Work to complete
Below is a block of records. Copy every line in it that contains the word "with".

Data shown
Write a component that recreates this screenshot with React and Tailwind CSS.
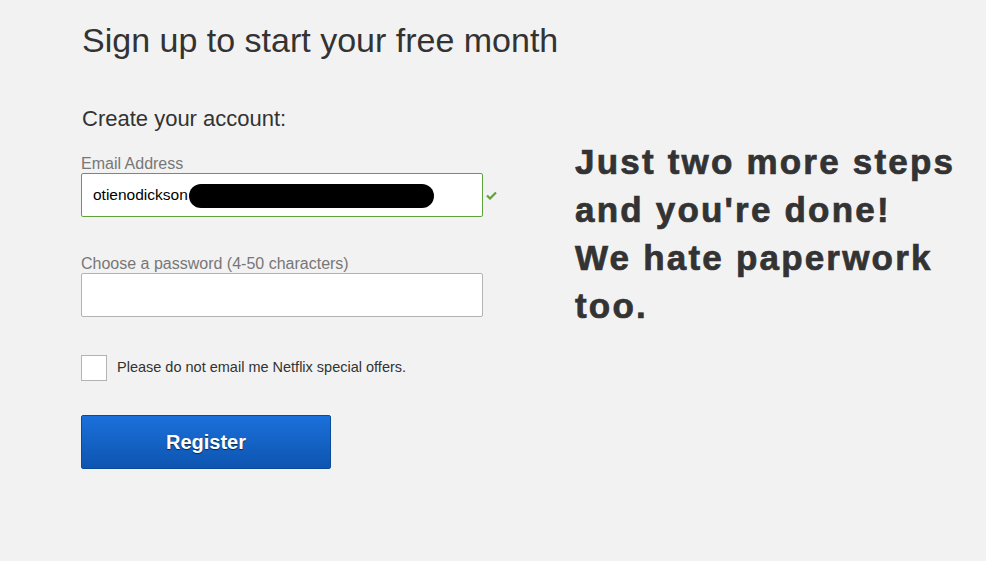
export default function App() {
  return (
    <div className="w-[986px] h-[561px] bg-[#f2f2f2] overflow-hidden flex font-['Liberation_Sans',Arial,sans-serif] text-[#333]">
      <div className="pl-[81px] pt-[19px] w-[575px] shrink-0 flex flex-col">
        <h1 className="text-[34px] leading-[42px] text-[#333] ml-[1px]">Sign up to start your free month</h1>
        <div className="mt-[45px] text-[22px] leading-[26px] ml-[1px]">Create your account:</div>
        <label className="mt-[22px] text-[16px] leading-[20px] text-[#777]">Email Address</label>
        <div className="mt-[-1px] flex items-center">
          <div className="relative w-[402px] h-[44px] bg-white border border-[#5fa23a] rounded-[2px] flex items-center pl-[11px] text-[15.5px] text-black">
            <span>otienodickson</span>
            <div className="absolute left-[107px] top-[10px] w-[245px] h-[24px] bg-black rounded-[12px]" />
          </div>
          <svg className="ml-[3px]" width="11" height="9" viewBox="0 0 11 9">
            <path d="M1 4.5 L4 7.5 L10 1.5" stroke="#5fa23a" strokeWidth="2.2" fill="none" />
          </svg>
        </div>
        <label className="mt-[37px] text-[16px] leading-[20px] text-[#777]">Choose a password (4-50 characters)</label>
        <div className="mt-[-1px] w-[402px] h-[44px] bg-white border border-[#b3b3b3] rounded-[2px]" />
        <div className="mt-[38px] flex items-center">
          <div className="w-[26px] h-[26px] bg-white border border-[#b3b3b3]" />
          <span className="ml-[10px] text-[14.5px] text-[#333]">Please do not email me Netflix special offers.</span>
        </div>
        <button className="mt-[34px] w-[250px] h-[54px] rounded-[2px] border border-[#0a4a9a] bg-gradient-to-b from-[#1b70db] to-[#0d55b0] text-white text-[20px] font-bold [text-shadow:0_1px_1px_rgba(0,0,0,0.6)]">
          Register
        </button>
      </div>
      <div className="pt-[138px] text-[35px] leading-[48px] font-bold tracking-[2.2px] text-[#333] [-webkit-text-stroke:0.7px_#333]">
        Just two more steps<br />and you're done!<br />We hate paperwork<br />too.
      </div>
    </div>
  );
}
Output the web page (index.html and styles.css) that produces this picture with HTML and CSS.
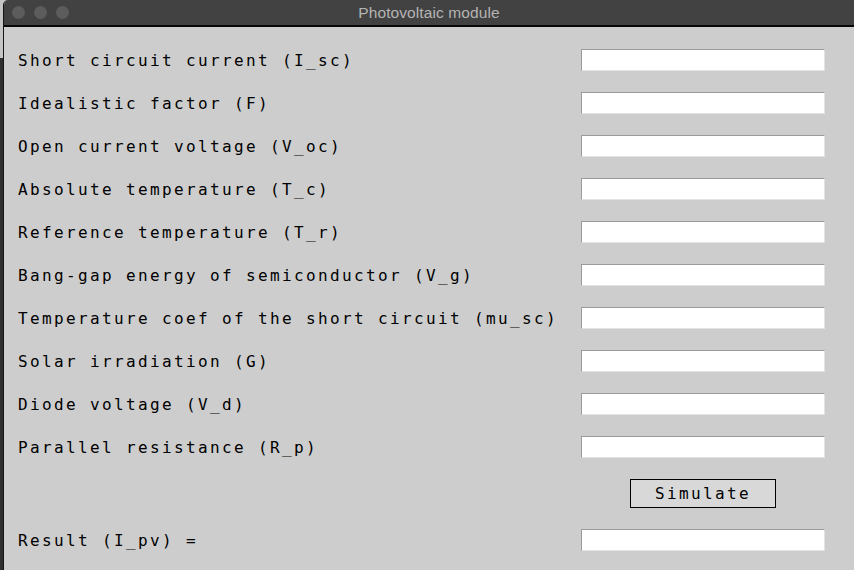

Solution to the exercise
Write a component that recreates this screenshot with React and Tailwind CSS.
Output the web page (index.html and styles.css) that produces this picture with HTML and CSS.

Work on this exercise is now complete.